CIVIL ACTION NO. 1:20-cv-01489-AT
Before the Court is Plaintiffs Black Voters Matter Fund and Megan Gordon's ("Original Plaintiffs") Motion for a Temporary Restraining Order and/or Preliminary Injunction and for Expedited Briefing. [Doc. 93] ("Emergency Motion"). The Emergency Motion does not raise any new facts or arguments, but instead "incorporates by reference all prior filings and evidence submitted in connection with the Original Plaintiffs' prior motion for preliminary injunction" and seeks relief for the August runoff and November general elections.

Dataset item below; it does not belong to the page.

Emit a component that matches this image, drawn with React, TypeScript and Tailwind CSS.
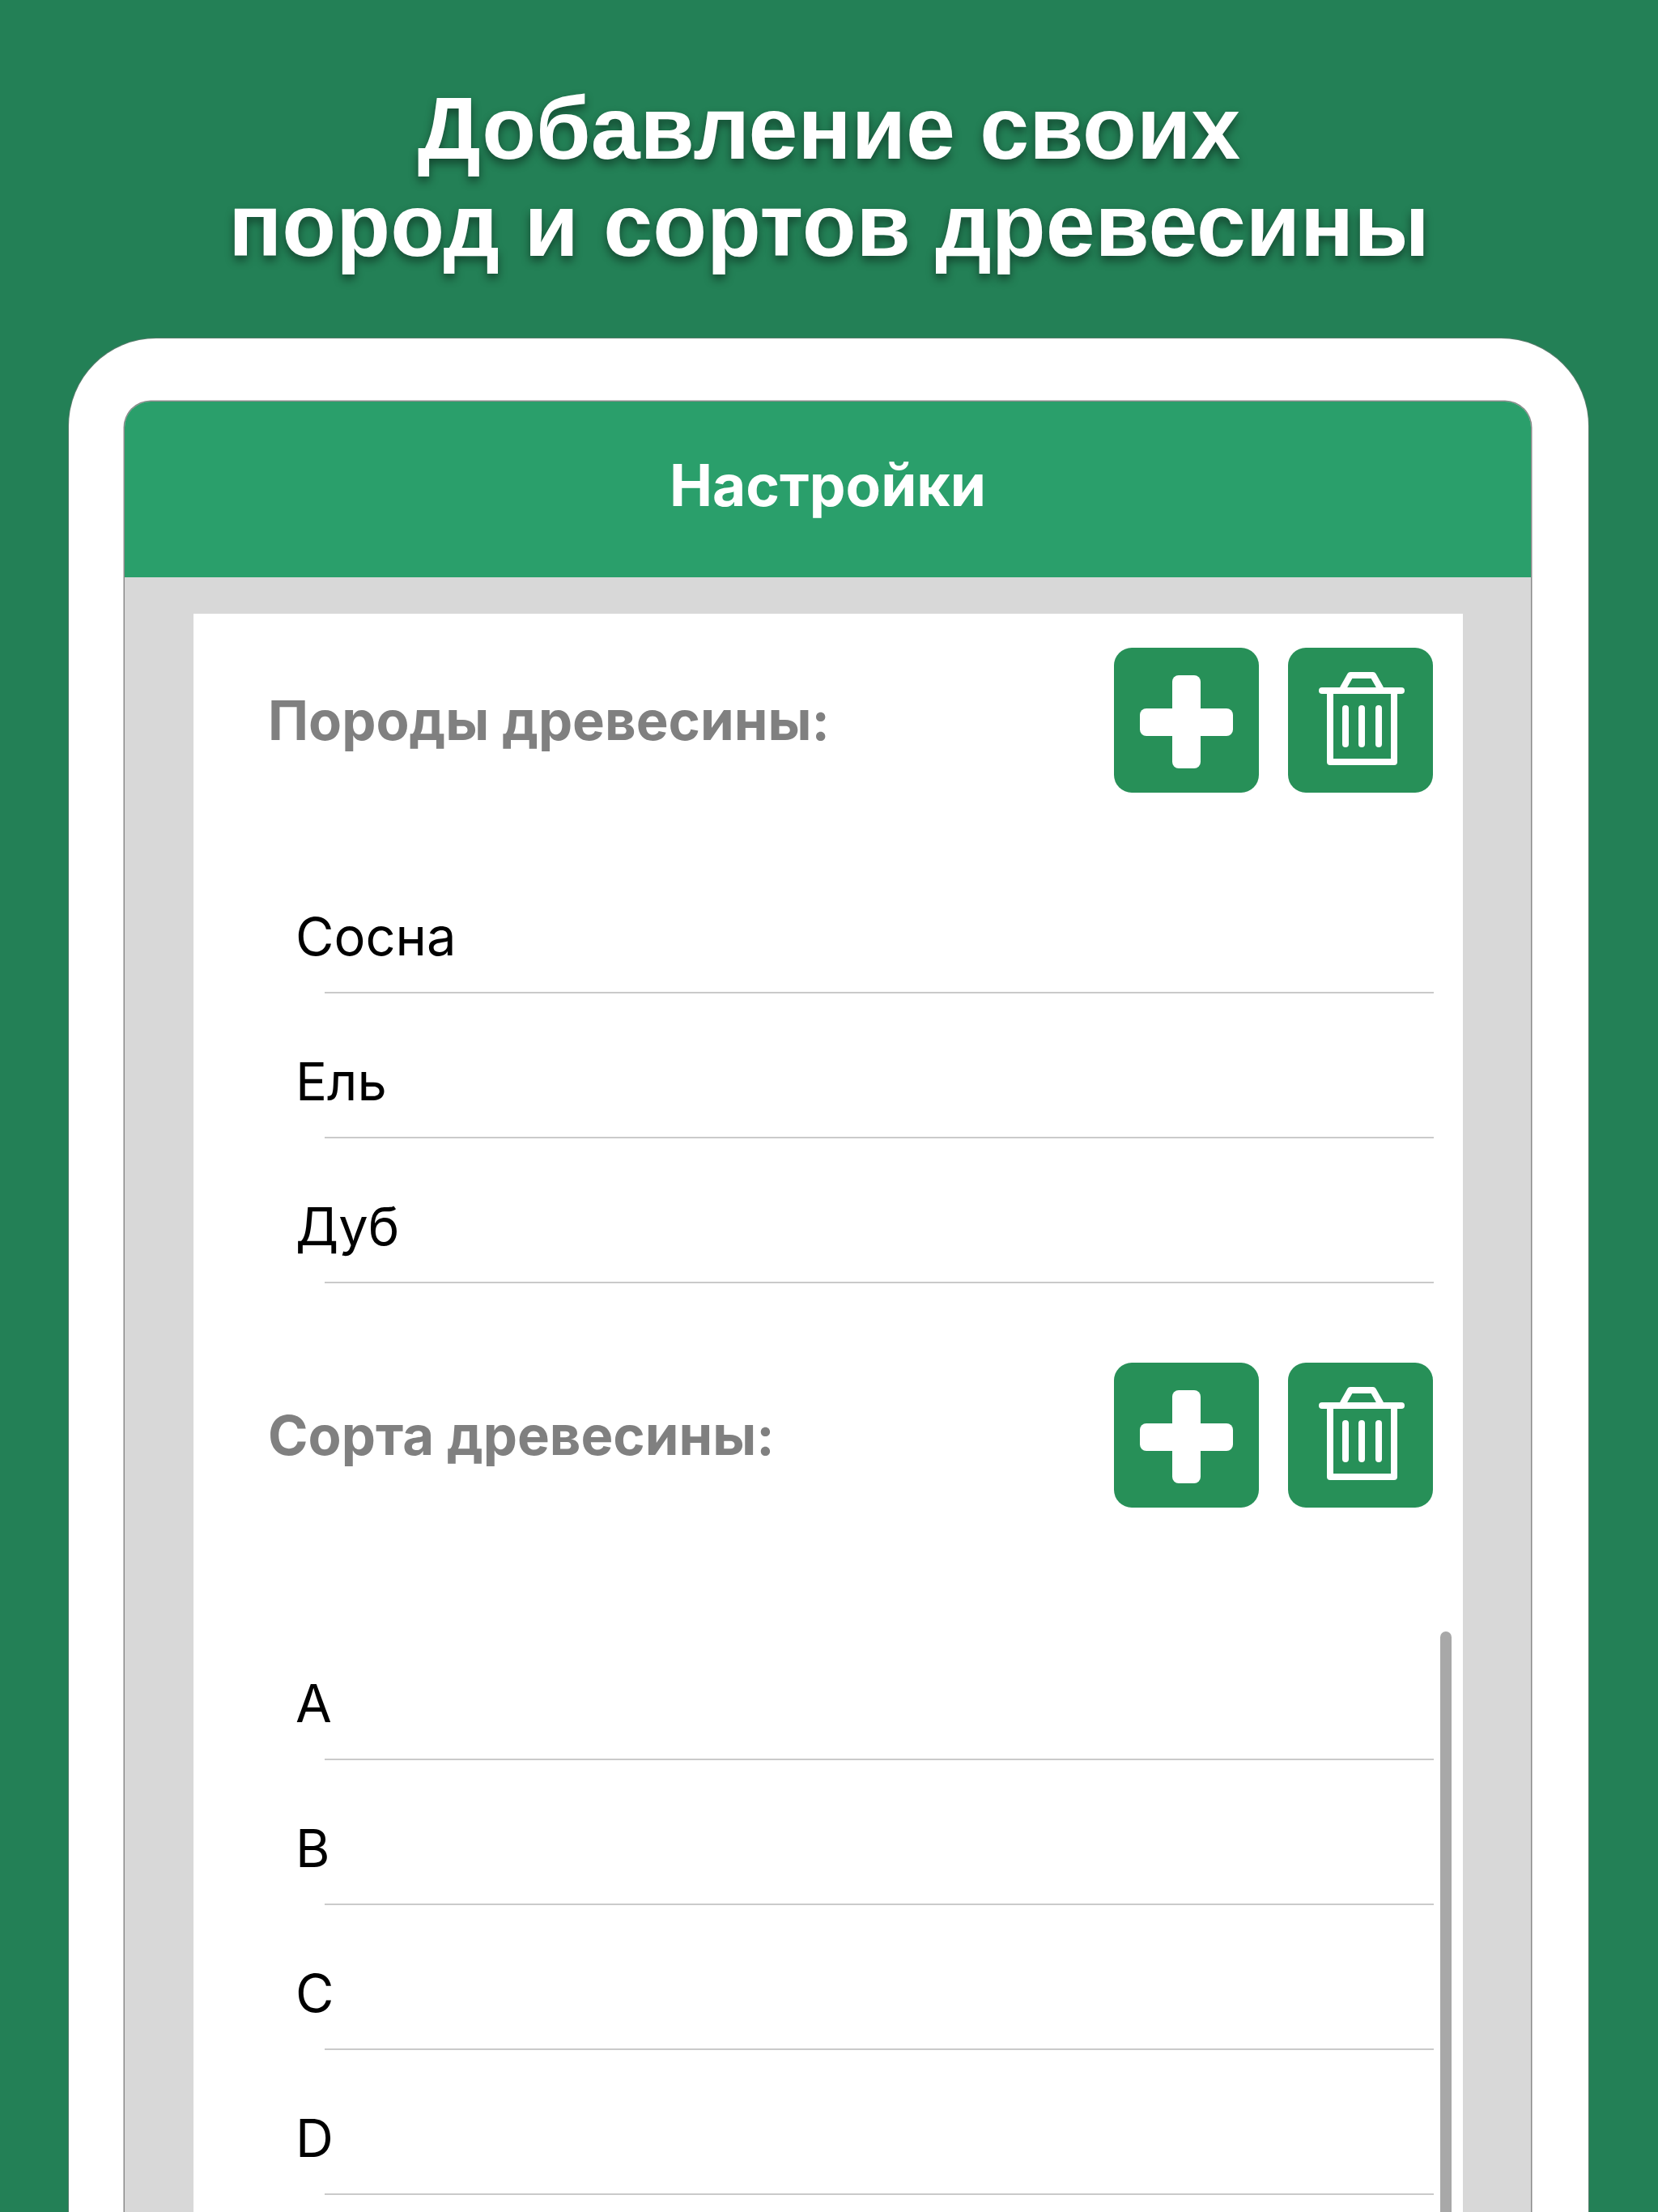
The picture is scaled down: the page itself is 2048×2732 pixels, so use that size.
const breeds = ['Сосна', 'Ель', 'Дуб']
const grades = ['A', 'B', 'C', 'D']

function PlusIcon() {
  return (
    <svg viewBox="0 0 179 179" className="w-[179px] h-[179px]" fill="#fff">
      <rect x="72" y="34" width="35" height="115" rx="8" />
      <rect x="32" y="75" width="115" height="34" rx="8" />
    </svg>
  )
}

function TrashIcon() {
  return (
    <svg viewBox="0 0 179 179" className="w-[179px] h-[179px]" fill="none" stroke="#fff" strokeWidth="8" strokeLinecap="round" strokeLinejoin="round">
      <path d="M42 53H140" />
      <path d="M52 53V141H131V53" />
      <path d="M68 50L77 34H105L114 50" />
      <path d="M71 75V119M91 75V119M112 75V119" />
    </svg>
  )
}

function SectionHeader({ title }: { title: string }) {
  return (
    <div className="flex items-center justify-between pl-[92px] pr-[37px]">
      <span className="text-[67px] leading-[72px] font-bold text-[#808080]">{title}</span>
      <div className="flex gap-[36px]">
        <button className="w-[179px] h-[179px] rounded-[22px] bg-[#279058]">
          <PlusIcon />
        </button>
        <button className="w-[179px] h-[179px] rounded-[22px] bg-[#279058]">
          <TrashIcon />
        </button>
      </div>
    </div>
  )
}

function Row({ label }: { label: string }) {
  return (
    <div className="h-[179px] ml-[162px] mr-[36px] pt-[40px] border-b-2 border-[#cacaca] flex items-center">
      <span className="-ml-[36px] text-[65px] leading-[72px] text-black">{label}</span>
    </div>
  )
}

export default function App() {
  return (
    <div className="w-[2048px] h-[2732px] overflow-hidden bg-[#238056] font-['Inter',sans-serif]">
      {/* Title */}
      <div className="h-[418px] pt-[98px] text-center font-['Liberation_Sans',sans-serif] font-bold text-[109.5px] leading-[120px] text-white [text-shadow:0_6px_12px_rgba(0,0,0,0.45)]">
        <div>Добавление своих</div>
        <div>пород и сортов древесины</div>
      </div>

      {/* Device frame */}
      <div className="ml-[85px] mr-[86px] h-[2400px] bg-white rounded-t-[108px] pl-[69px] pr-[71px] pt-[78px] shadow-[0_0_0_1px_rgba(120,120,120,0.6)]">
        <div className="h-[2300px] bg-[#d8d8d8] rounded-t-[32px] shadow-[0_0_0_1.5px_#8a8a8a] overflow-hidden">
          <div className="h-[217px] pb-[11px] bg-[#2a9f6b] flex items-center justify-center text-[71px] font-bold text-white">
            Настройки
          </div>

          <div className="mt-[45px] ml-[85px] mr-[84px] h-[2000px] bg-white pt-[42px]">
            <SectionHeader title="Породы древесины:" />
            <div className="mt-[69px]">
              {breeds.map((b) => (
                <Row key={b} label={b} />
              ))}
            </div>

            <div className="mt-[98px]">
              <SectionHeader title="Сорта древесины:" />
            </div>
            <div className="relative mt-[133px]">
              <div className="absolute right-[14px] top-[20px] w-[14px] h-[1000px] rounded-full bg-[#a8a8a8]" />
              {grades.map((g) => (
                <Row key={g} label={g} />
              ))}
            </div>
          </div>
        </div>
      </div>
    </div>
  )
}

On April 30, 2020, this Court entered an Order denying Plaintiffs' request for an injunction requiring the Secretary of State to provide prepaid postage for absentee ballots in time for the June 9, 2020 primary election, in part because the Secretary of State had already begun mailing ballots out to tens of thousands of voters. After carefully considering the record evidence of both parties, the Court found that Plaintiffs' proposed remedies were not realistic or implementable under the circumstances. The Court, however, reserved judgment on whether injunctive relief is appropriate as to future elections, including the August 2020 runoff and the November general election, and indicated it would make a determination about relief in connection with those elections in a separate subsequent order.
Late in the evening on May 12th, Plaintiffs filed this Emergency Motion for TRO. The emergency apparently necessitating Plaintiffs' request for expedited relief is the Secretary of State's mid-May deadline for making changes to the absentee ballot envelopes if ordered to provide prepaid postage in time for the August runoff, which includes a period of two weeks to consult with the United States Postal Service. (Doc. 76).

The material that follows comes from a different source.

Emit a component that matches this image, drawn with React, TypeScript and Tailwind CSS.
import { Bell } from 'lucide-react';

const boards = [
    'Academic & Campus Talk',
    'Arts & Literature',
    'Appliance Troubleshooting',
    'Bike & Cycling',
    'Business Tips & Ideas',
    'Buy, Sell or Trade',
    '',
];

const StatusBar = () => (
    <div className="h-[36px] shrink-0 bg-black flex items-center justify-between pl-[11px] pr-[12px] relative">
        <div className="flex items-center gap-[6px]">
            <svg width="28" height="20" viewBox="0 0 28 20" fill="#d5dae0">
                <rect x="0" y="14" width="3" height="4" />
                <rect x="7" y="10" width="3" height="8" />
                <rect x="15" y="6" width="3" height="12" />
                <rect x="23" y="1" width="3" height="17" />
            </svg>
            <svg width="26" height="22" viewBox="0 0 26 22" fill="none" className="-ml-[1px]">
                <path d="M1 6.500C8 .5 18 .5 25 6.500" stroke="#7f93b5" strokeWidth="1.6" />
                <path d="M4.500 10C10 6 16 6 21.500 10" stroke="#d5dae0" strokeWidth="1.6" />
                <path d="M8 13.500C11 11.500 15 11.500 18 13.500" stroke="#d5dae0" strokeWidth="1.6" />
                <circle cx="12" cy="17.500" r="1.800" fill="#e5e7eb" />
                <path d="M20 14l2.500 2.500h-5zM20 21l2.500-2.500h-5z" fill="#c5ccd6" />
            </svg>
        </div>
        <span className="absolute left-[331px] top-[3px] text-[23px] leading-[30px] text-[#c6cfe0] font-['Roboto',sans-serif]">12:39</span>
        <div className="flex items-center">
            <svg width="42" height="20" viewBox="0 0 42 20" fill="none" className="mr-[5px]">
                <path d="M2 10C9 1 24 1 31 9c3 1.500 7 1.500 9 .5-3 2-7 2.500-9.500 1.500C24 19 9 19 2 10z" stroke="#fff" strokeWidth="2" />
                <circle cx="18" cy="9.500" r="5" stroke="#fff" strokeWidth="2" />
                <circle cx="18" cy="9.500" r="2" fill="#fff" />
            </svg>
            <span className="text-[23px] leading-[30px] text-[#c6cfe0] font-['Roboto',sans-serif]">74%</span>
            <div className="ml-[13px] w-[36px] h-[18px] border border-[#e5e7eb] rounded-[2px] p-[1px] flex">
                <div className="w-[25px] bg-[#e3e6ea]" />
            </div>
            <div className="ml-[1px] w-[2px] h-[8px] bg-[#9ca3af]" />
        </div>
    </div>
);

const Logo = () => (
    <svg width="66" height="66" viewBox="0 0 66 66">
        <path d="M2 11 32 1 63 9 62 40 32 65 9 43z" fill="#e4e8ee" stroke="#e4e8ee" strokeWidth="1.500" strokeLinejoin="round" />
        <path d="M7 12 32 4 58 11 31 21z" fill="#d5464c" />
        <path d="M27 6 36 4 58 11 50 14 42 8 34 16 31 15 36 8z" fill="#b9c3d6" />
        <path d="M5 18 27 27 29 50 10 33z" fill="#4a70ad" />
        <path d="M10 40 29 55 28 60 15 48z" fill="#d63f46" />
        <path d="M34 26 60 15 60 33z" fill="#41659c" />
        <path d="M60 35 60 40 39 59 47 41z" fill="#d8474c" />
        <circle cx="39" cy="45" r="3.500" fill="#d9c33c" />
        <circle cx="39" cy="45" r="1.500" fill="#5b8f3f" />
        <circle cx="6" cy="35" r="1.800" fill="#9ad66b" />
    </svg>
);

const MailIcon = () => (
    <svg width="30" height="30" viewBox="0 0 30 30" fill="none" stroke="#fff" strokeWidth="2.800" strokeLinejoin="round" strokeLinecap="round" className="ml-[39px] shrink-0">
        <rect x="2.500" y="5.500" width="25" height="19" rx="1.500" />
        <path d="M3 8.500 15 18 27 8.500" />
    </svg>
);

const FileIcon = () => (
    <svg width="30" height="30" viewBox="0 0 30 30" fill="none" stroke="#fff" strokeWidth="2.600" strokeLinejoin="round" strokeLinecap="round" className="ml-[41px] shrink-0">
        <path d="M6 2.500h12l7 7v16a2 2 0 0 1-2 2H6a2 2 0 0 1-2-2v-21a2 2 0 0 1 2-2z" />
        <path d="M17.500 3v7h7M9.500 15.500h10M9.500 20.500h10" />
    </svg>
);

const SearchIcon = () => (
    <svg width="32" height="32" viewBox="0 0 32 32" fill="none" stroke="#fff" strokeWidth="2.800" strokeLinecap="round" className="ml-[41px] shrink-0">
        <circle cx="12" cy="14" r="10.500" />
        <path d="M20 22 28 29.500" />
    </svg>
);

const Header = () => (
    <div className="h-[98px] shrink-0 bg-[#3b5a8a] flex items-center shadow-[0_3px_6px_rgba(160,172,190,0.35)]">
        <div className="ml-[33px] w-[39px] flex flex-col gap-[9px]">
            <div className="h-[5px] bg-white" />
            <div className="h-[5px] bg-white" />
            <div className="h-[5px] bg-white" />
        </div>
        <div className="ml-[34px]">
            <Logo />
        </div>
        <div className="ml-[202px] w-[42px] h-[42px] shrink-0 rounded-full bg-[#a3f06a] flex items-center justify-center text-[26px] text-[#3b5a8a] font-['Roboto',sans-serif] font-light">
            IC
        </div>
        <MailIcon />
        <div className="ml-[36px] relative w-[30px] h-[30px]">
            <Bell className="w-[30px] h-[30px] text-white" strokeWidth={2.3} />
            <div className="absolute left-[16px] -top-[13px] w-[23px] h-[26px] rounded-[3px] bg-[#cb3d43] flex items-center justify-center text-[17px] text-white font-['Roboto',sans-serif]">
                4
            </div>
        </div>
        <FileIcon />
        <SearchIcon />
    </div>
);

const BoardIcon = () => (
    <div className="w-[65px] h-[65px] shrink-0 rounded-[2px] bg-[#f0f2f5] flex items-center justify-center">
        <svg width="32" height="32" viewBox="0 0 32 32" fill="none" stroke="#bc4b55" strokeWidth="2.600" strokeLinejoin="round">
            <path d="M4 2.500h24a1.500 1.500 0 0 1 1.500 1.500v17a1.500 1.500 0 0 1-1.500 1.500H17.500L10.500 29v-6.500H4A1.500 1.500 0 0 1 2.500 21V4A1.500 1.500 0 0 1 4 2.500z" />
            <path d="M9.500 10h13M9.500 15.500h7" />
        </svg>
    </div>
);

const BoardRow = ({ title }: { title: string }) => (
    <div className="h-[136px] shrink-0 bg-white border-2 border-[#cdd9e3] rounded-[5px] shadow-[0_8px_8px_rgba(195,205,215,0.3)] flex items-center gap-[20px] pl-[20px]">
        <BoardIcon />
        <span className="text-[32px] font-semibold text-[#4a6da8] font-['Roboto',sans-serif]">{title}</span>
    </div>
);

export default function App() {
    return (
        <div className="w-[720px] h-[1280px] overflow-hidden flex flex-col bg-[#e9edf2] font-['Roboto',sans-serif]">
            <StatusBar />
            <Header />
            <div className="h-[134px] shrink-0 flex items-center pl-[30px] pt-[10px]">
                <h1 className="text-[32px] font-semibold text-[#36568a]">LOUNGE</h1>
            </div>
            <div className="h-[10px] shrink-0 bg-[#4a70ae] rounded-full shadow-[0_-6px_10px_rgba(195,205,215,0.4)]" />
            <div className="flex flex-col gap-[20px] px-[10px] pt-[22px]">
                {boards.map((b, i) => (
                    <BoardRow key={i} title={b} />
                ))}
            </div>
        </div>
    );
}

But Plaintiffs have known about this deadline since April 28, 2020. (Id.) As such, the Emergency Motion was ostensibly precipitated by this Court's May 11, 2020 Order indicating that in light of Plaintiffs' filing an Amended Complaint which added new Plaintiffs and Defendants to this case and effectively mooted the pending Motions to Dismiss, the Court would not likely be able to rule on Plaintiffs' request for injunctive relief before the aforementioned mid-May deadline. At Plaintiffs' request, the Court held a teleconference the next day to address Plaintiffs' concerns about a potential delay in light of their filing of the Amended Complaint. (Doc. 92.) At the conference, the Court expressed concern about ruling on the important questions presented by Plaintiffs' Motion for Preliminary Injunction before the June 2020 Primary plays out. Plaintiffs nonetheless pressed forward, filing the instant Emergency Motion seeking an expedited ruling on their request.

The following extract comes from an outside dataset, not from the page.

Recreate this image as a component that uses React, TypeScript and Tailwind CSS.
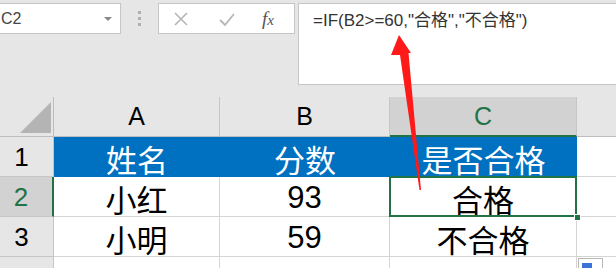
export default function App() {
  const cjk = "font-['Noto_Sans_CJK_SC',sans-serif] leading-none pt-[3px]";
  return (
    <div className="relative w-[616px] h-[268px] overflow-hidden bg-[#e6e6e6] font-['Liberation_Sans','Noto_Sans_CJK_SC',sans-serif]">
      {/* formula bar */}
      <div className="flex items-start h-[97px] pt-[3px]">
        <div className="relative w-[121px] h-[31px] shrink-0 bg-white border border-l-0 border-[#c6c6c6] flex items-center pl-[1px] text-[16px] text-[#444]">
          C2
          <span className="absolute left-[104px] top-[13px] w-0 h-0 border-l-[4px] border-r-[4px] border-t-[4px] border-l-transparent border-r-transparent border-t-[#888]" />
        </div>
        <div className="w-[37px] h-[31px] shrink-0 flex flex-col items-center justify-center gap-[3px] pr-[1px]">
          <span className="w-[3px] h-[3px] bg-[#b0b0b0]" />
          <span className="w-[3px] h-[3px] bg-[#b0b0b0]" />
          <span className="w-[3px] h-[3px] bg-[#b0b0b0]" />
        </div>
        <div className="w-[137px] h-[31px] shrink-0 bg-white border border-[#c6c6c6] flex items-center">
          <svg width="16" height="16" viewBox="0 0 16 16" className="ml-[14px]">
            <path d="M2 2 L14 14 M14 2 L2 14" stroke="#b5b5b5" strokeWidth="1.6" fill="none" />
          </svg>
          <svg width="18" height="16" viewBox="0 0 18 16" className="ml-[29px]">
            <path d="M2 9 L7 14 L16 3" stroke="#b5b5b5" strokeWidth="1.8" fill="none" />
          </svg>
          <span className="ml-[26px] text-[19px] italic text-[#555] font-['Liberation_Serif',serif] leading-none">
            f<span className="text-[15px]">x</span>
          </span>
        </div>
        <div className="ml-[3px] flex-1 h-[82px] bg-white border border-r-0 border-[#c6c6c6] pl-[14px] pt-[4px] text-[17px] text-[#333]">
          =IF(B2&gt;=60,"合格","不合格")
        </div>
      </div>

      {/* grid */}
      <div className="grid grid-cols-[54px_166px_170px_187px_1fr] grid-rows-[40px_40px_40px_40px_40px]">
        {/* header row */}
        <div className="relative bg-[#e6e6e6] border-r border-b border-[#bdbdbd]">
          <svg width="34" height="34" viewBox="0 0 34 34" className="absolute left-[18px] top-[3px]">
            <polygon points="33,2 33,33 2,33" fill="#b4b4b4" />
          </svg>
        </div>
        <div className="flex items-center justify-center border-r border-b border-[#c6c6c6] border-b-[#bdbdbd] text-[25px] leading-none text-black">A</div>
        <div className="flex items-center justify-center border-r border-b border-[#c6c6c6] border-b-[#bdbdbd] text-[25px] leading-none text-black">B</div>
        <div className="flex items-center justify-center bg-[#d2d2d2] border-r border-[#c6c6c6] border-b-2 border-b-[#217346] text-[25px] leading-none text-[#217346]">C</div>
        <div className="border-b border-[#bdbdbd]" />

        {/* row 1 */}
        <div className="flex items-center justify-center pr-[10px] bg-[#e6e6e6] border-r border-b border-[#c6c6c6] text-[26px] leading-none text-black">1</div>
        <div className={`flex items-center justify-center bg-[#0070c0] text-white text-[31px] ${cjk}`}>姓名</div>
        <div className={`flex items-center justify-center bg-[#0070c0] text-white text-[31px] ${cjk}`}>分数</div>
        <div className={`flex items-center justify-center bg-[#0070c0] text-white text-[31px] ${cjk}`}>是否合格</div>
        <div className="bg-white border-b border-[#d4d4d4]" />

        {/* row 2 */}
        <div className="flex items-center justify-center pr-[10px] bg-[#d2d2d2] border-r-2 border-r-[#217346] border-b border-b-[#c6c6c6] text-[26px] leading-none text-[#217346]">2</div>
        <div className={`flex items-center justify-center bg-white border-r border-b border-[#d4d4d4] text-[31px] text-black ${cjk}`}>小红</div>
        <div className="flex items-center justify-center bg-white border-r border-b border-[#d4d4d4] text-[31px] leading-none pt-[2px] text-black">93</div>
        <div className={`relative flex items-center justify-center bg-white border-r border-b border-[#d4d4d4] text-[31px] text-black ${cjk}`}>
          合格
          <div className="absolute -left-px -top-px -right-px -bottom-px border-2 border-[#217346]" />
          <div className="absolute right-[-5px] bottom-[-5px] w-[7px] h-[7px] bg-[#217346] border border-white z-10" />
        </div>
        <div className="bg-white border-b border-[#d4d4d4]" />

        {/* row 3 */}
        <div className="flex items-center justify-center pr-[10px] bg-[#e6e6e6] border-r border-b border-[#c6c6c6] text-[26px] leading-none text-black">3</div>
        <div className={`flex items-center justify-center bg-white border-r border-b border-[#d4d4d4] text-[31px] text-black ${cjk}`}>小明</div>
        <div className="flex items-center justify-center bg-white border-r border-b border-[#d4d4d4] text-[31px] leading-none pt-[2px] text-black">59</div>
        <div className={`flex items-center justify-center bg-white border-r border-b border-[#d4d4d4] text-[31px] text-black ${cjk}`}>不合格</div>
        <div className="bg-white border-b border-[#d4d4d4]" />

        {/* row 4 */}
        <div className="flex items-center justify-center pr-[10px] bg-[#e6e6e6] border-r border-[#c6c6c6] text-[26px] leading-none text-black">4</div>
        <div className="bg-white border-r border-[#d4d4d4]" />
        <div className="bg-white border-r border-[#d4d4d4]" />
        <div className="bg-white border-r border-[#d4d4d4]" />
        <div className="bg-white" />
      </div>

      {/* paste options */}
      <div className="absolute left-[578px] top-[258px] w-[25px] h-[20px] bg-white border border-[#b8b8b8]">
        <div className="absolute left-[3px] top-[4px] w-[10px] h-[10px] bg-[#3b73d9]" />
      </div>

      {/* red arrow */}
      <svg className="absolute left-0 top-0 pointer-events-none" width="616" height="268" viewBox="0 0 616 268">
        <polygon points="399,35 411,53 408.5,53 421,190 419.5,190 400,55 391,55" fill="#ff1a1a" />
      </svg>
    </div>
  );
}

The Secretary's Reply in Support of his first Motion to Dismiss (Doc. 87) first raised important questions about the justiciability of Plaintiffs' claims under the Eleventh Circuit's recent decision in Jacobson v. Fla. Sec'y of State, No. 19-14552 at 21-22 (11th Cir. April 29, 2020). Plaintiffs did not seek permission to file a sur-reply, and instead the first time that the Court received substantive briefing from Plaintiffs on the Jacobson issue was yesterday. (Doc. 98.) The Court will not barrel into ruling on such serious legal issues confronting it under these circumstances.
Furthermore, it makes no sense for the Court to address these difficult standing issues as to only the parties named in the Original Complaint rather than those included in the Amended Complaint. To do otherwise would be to rule with one hand tied behind its back. For the forgoing reasons, the Emergency Motion [Doc. 93] is DENIED.
IT IS SO ORDERED this 15th day of May, 2020.